Calibration and establishment for the discrete element simulation parameters of pepper stem during harvest period.

To address the problem of poorly defined mechanical parameters in discrete element simulations of mechanized pepper harvesting, a discrete element model was developed to accurately represent the biomechanical characteristics of pepper stems. This research presents a parameter calibration and optimization approach using both Hertz-Mindlin and Hertz-Mindlin with bonding methods. The basic properties of the pepper stems were determined by mechanical property testing, while the stacking angle was assessed using the cylinder lift technique. The stacking angle and maximum bending damage force were used as evaluation indexes. Significant parameters influencing the model were identified using the Plackett-Burman test, followed by a steepest ascent test to define the central test group. The Central-Composite and Box-Behnken tests were then used to formulate quadratic regression equations and optimal parameter combinations for the significant factors were derived using an optimization solver to validate the accuracy of the model.
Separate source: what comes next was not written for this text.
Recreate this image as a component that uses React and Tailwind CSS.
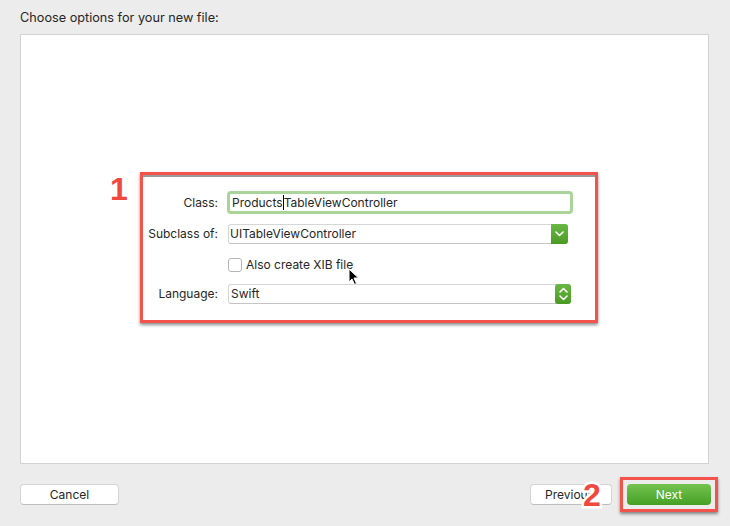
import React from 'react'

const font = { fontFamily: 'Inter, "Liberation Sans", sans-serif' }

const Badge = ({ children, className }) => (
  <span
    className={`absolute font-bold text-[32px] leading-none text-[#f0473e] [-webkit-text-stroke:5px_white] [paint-order:stroke_fill] ${className}`}
    style={{ fontFamily: '"Liberation Sans", Arial, sans-serif' }}
  >
    {children}
  </span>
)

const ChevronDown = () => (
  <svg width="9" height="6" viewBox="0 0 9 6" fill="none">
    <path d="M1 1l3.5 3.5L8 1" stroke="white" strokeWidth="1.6" strokeLinecap="round" strokeLinejoin="round" />
  </svg>
)

const UpDown = () => (
  <svg width="9" height="14" viewBox="0 0 9 14" fill="none">
    <path d="M1 5l3.5-3.5L8 5M1 9l3.5 3.5L8 9" stroke="white" strokeWidth="1.6" strokeLinecap="round" strokeLinejoin="round" />
  </svg>
)

const Pointer = () => (
  <svg width="12" height="18" viewBox="0 0 12 18" className="absolute left-[348px] top-[268px]">
    <path d="M1 1v13l3-3 2.5 5.5 2-1L6 10h4.5z" fill="black" stroke="white" strokeWidth="1" strokeLinejoin="round" />
  </svg>
)

const Label = ({ children }) => (
  <div className="w-[75px] flex justify-end whitespace-nowrap">
    <span className="shrink-0">{children}</span>
  </div>
)

export default function App() {
  return (
    <div className="relative w-[730px] h-[526px] bg-[#ececec] flex flex-col px-5 pt-[10px] text-[#262626]" style={font}>
      <div className="text-[12.7px] leading-4 h-6">Choose options for your new file:</div>

      {/* main panel */}
      <div className="w-[689px] h-[430px] bg-white border border-[#d2d2d2] pl-[119px] pt-[137px]">
        <div className="relative w-[458px] h-[151px] border-[3px] border-[#f2544b] shadow-[0_2px_3px_rgba(0,0,0,0.45)]">
          <Badge className="-left-[33px] -top-[2px]">1</Badge>
          <div className="border-t-2 border-[#9a9a9a] h-full flex flex-col pt-[14px] text-[12px]">
            <div className="flex items-center h-[23px]">
              <Label>Class:</Label>
              <div className="ml-[9px] w-[346px] h-[23px] rounded-[4px] border-[3px] border-[#a9d59b] flex items-center pl-[2px]">
                <span>Products</span>
                <span className="w-px h-[15px] bg-black" />
                <span>TableViewController</span>
              </div>
            </div>
            <div className="flex items-center h-5 mt-[10px]">
              <Label>Subclass of:</Label>
              <div className="ml-[10px] w-[340px] h-5 flex rounded-[3px] border border-[#d6d6d6] border-b-[#c4c4c4] bg-white">
                <div className="flex-1 pl-[1px] leading-[18px]">UITableViewController</div>
                <div className="w-[17px] -my-px -mr-px rounded-r-[3px] bg-gradient-to-b from-[#6ab843] to-[#4a9a22] flex items-center justify-center">
                  <ChevronDown />
                </div>
              </div>
            </div>
            <div className="flex items-center h-[15px] mt-[13px] pl-[85px]">
              <div className="w-[14px] h-[14px] rounded-[3px] border border-[#b5b5b5] bg-white" />
              <span className="ml-[4px]">Also create XIB file</span>
            </div>
            <div className="flex items-center h-5 mt-[12px]">
              <Label>Language:</Label>
              <div className="ml-[10px] w-[343px] h-5 flex rounded-[3px] border border-[#d6d6d6] border-b-[#c4c4c4] bg-white">
                <div className="flex-1 pl-[2px] leading-[18px]">Swift</div>
                <div className="w-[16px] -my-px -mr-px rounded-[3px] bg-gradient-to-b from-[#6ab843] to-[#4a9a22] flex items-center justify-center">
                  <UpDown />
                </div>
              </div>
            </div>
          </div>
        </div>
      </div>

      {/* bottom buttons */}
      <div className="flex items-center mt-[13px] text-[12px]">
        <button className="w-[99px] h-[21px] rounded-[4px] bg-white border border-[#d4d4d4] border-b-[#bdbdbd] leading-[19px]">Cancel</button>
        <div className="flex-1" />
        <div className="relative">
          <button className="w-[82px] h-[21px] rounded-[4px] bg-white border border-[#d4d4d4] border-b-[#bdbdbd] leading-[19px] text-left pl-[14px]">Previous</button>
          <Badge className="left-[53px] -top-[5px]">2</Badge>
        </div>
        <div className="ml-[8px] -mr-[8px] w-[98px] h-[35px] border-[3px] border-[#f2544b] shadow-[0_2px_3px_rgba(0,0,0,0.45)] flex items-center justify-center">
          <button className="w-[84px] h-[21px] rounded-[4px] bg-gradient-to-b from-[#74c350] to-[#45a021] text-white leading-[21px]">Next</button>
        </div>
      </div>

      <Pointer />
    </div>
  )
}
The results showed that the relative errors between simulated and actual values for the two models under optimal conditions were 0.86% and 1.02%, respectively. The discrete element model of pepper stems closely approximates real-world conditions and reflects the mechanical behavior of pepper stems as they bend and break upon impact during harvesting. This research provides a basic framework for mechanistic analysis of the pepper harvesting process.